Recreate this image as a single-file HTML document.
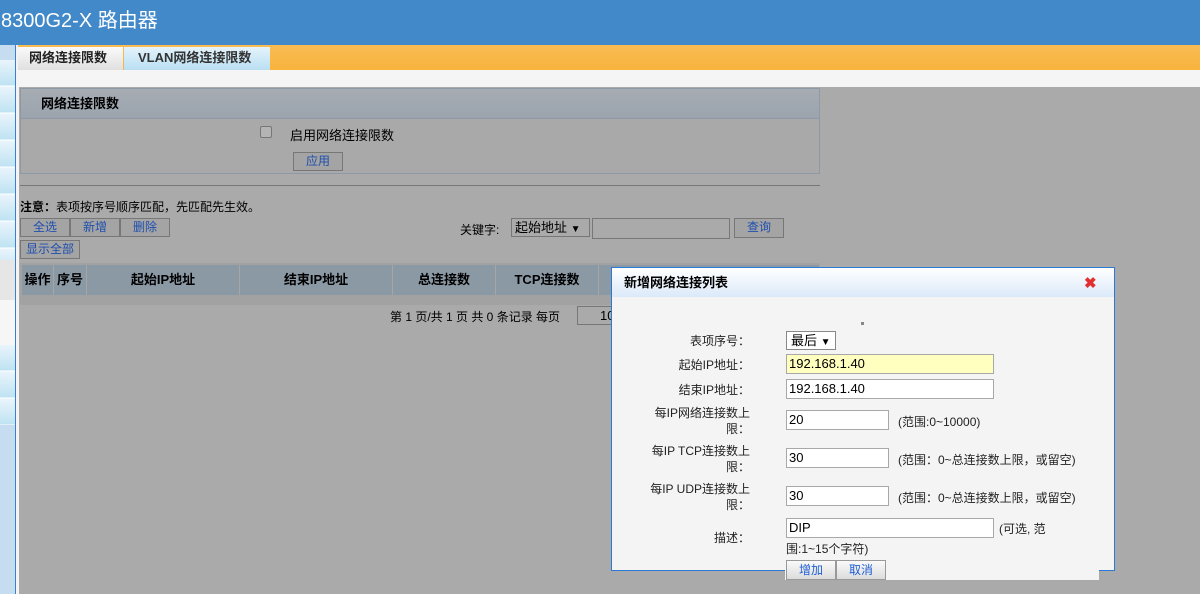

* * *

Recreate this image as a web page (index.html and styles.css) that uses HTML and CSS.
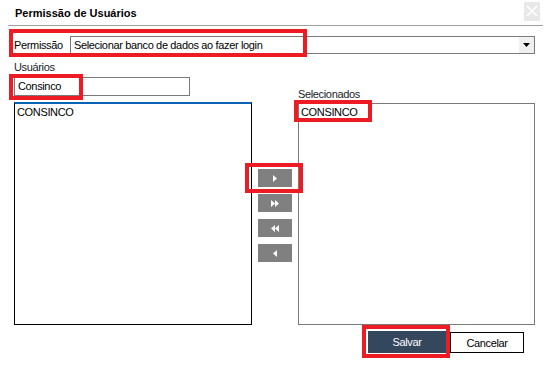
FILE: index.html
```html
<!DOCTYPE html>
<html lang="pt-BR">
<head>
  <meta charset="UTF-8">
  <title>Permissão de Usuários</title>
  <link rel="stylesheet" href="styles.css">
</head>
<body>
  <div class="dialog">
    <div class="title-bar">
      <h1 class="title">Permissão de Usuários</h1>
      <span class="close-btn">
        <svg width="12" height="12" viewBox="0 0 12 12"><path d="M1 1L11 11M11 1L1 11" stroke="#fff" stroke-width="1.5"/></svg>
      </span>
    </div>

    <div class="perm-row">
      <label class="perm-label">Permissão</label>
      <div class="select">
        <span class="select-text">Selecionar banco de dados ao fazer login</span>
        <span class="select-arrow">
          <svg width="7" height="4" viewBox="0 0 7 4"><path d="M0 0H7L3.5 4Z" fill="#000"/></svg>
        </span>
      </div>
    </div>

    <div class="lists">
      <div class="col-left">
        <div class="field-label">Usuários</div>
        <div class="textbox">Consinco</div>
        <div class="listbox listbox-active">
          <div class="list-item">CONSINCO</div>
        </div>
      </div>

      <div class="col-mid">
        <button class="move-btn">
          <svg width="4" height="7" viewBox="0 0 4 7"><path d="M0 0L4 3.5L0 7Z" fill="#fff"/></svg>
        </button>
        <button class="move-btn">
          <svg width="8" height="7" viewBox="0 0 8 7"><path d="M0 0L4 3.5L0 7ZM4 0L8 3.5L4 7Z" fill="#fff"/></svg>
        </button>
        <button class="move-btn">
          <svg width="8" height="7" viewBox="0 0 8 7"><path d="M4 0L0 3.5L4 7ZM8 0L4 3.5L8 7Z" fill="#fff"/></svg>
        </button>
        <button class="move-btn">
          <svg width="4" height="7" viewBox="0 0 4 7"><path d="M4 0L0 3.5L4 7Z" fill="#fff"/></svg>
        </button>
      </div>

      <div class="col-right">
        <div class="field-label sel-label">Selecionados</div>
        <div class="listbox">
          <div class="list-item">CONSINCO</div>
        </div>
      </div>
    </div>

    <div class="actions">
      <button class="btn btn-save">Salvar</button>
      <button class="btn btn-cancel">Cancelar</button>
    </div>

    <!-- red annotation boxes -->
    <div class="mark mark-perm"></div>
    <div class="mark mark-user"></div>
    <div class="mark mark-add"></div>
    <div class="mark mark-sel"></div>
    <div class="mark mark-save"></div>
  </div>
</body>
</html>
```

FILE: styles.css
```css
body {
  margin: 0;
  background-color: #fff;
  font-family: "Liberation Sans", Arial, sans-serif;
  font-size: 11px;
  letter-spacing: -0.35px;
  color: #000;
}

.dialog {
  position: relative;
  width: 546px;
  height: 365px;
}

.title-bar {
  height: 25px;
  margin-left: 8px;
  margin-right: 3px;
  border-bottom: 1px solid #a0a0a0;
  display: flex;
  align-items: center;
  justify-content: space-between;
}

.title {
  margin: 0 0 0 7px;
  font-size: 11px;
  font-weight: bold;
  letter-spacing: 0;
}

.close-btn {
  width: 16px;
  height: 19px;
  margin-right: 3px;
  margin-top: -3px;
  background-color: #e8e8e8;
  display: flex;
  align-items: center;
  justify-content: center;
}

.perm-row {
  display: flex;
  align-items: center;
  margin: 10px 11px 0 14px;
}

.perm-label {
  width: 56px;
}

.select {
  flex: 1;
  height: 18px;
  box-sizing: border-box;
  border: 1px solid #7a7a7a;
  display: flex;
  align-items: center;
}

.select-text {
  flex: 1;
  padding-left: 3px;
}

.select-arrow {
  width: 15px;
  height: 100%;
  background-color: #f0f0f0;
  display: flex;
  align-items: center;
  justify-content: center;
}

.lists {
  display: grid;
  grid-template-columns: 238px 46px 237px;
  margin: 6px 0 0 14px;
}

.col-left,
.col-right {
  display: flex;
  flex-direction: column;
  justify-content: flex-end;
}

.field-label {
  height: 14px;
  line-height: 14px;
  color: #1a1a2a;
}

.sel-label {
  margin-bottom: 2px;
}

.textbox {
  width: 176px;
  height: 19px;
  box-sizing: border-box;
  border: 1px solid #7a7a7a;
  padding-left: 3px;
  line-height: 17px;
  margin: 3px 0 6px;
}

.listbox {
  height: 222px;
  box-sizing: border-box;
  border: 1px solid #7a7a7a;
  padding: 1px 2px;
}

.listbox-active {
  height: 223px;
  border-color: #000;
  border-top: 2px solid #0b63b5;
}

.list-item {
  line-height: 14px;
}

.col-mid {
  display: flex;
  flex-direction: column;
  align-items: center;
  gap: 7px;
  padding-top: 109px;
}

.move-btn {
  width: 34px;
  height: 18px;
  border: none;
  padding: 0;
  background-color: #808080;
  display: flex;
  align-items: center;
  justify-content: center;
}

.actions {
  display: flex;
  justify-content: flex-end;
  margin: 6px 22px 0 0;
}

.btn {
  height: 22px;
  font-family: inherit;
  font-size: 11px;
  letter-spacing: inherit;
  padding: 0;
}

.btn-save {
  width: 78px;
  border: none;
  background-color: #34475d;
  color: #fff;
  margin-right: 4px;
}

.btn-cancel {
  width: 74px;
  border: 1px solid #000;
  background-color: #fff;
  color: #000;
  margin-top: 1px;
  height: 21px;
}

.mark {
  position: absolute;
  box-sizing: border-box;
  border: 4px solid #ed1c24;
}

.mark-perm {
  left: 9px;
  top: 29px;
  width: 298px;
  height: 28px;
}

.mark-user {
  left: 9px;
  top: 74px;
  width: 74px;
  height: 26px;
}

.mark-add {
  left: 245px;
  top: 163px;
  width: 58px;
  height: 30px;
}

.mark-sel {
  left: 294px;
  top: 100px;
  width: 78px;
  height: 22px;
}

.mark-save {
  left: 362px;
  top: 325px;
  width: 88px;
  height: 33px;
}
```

---

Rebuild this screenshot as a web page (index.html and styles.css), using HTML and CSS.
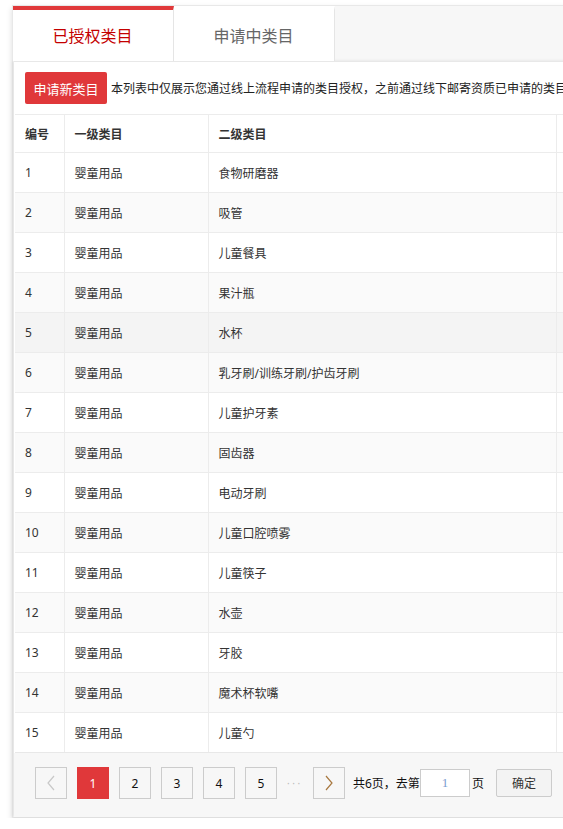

_TASK TO CARRY OUT_
Scan the data above and copy every line with "image" in it.

_WORKED ANSWER_
Recreate this image as a single-file HTML document.
Recreate this image as a web page (index.html and styles.css) that uses HTML and CSS.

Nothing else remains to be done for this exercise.